Hagan was inducted into the University of Colorado Athletic Hall of Fame in 2002. He is also considered by many alumni as the best football player in CU history. He finished his career with 3,801 passing yards and 2,007 rushing yards.

==Professional career==
After college, Hagan was drafted by the San Francisco 49ers in the ninth round of the 1992 NFL draft with the 242nd overall pick, but never played for the team. He played five years in the Canadian Football League for three teams: the Toronto Argonauts (1993–94), the Las Vegas Posse (1994), and the Edmonton Eskimos (1995–96). He mostly played as a defensive back and on special teams.

==Coaching career==
Before his last season, he graduated from Colorado with a bachelor's degree in sociology. When his professional football career ended, Hagan turned to jobs in marketing and then in coaching. He became the defensive technical intern in 2004 for Colorado. The following year, he was hired by Gary Barnett as an offensive assistant coach.
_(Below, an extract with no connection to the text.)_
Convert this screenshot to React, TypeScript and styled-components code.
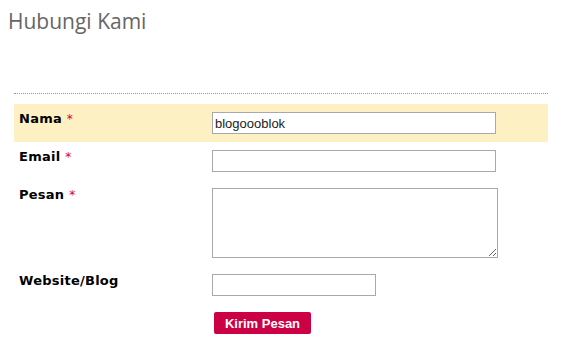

In 2006, he was one of only two assistant coaches kept by new head coach Dan Hawkins as the running backs assistant coach where he coached through the 2022 season.

On January 27, 2023, following the hiring of Deion Sanders as Colorado's new head football coach, Sanders announced he would be retaining Hagan, giving him the new title "Executive Director, Community Engagement & Outreach/Football Ambassador" Hagan, along with Director of Player Personnel Chandler Dorrell, were the only two members retained by Sanders from Colorado's 2022 staff.

On December 5, 2023, Hagan announced he would be accepting the role of running backs coach at San Diego State University, following new head coach Sean Lewis, who had previously served at Colorado's offensive coordinator.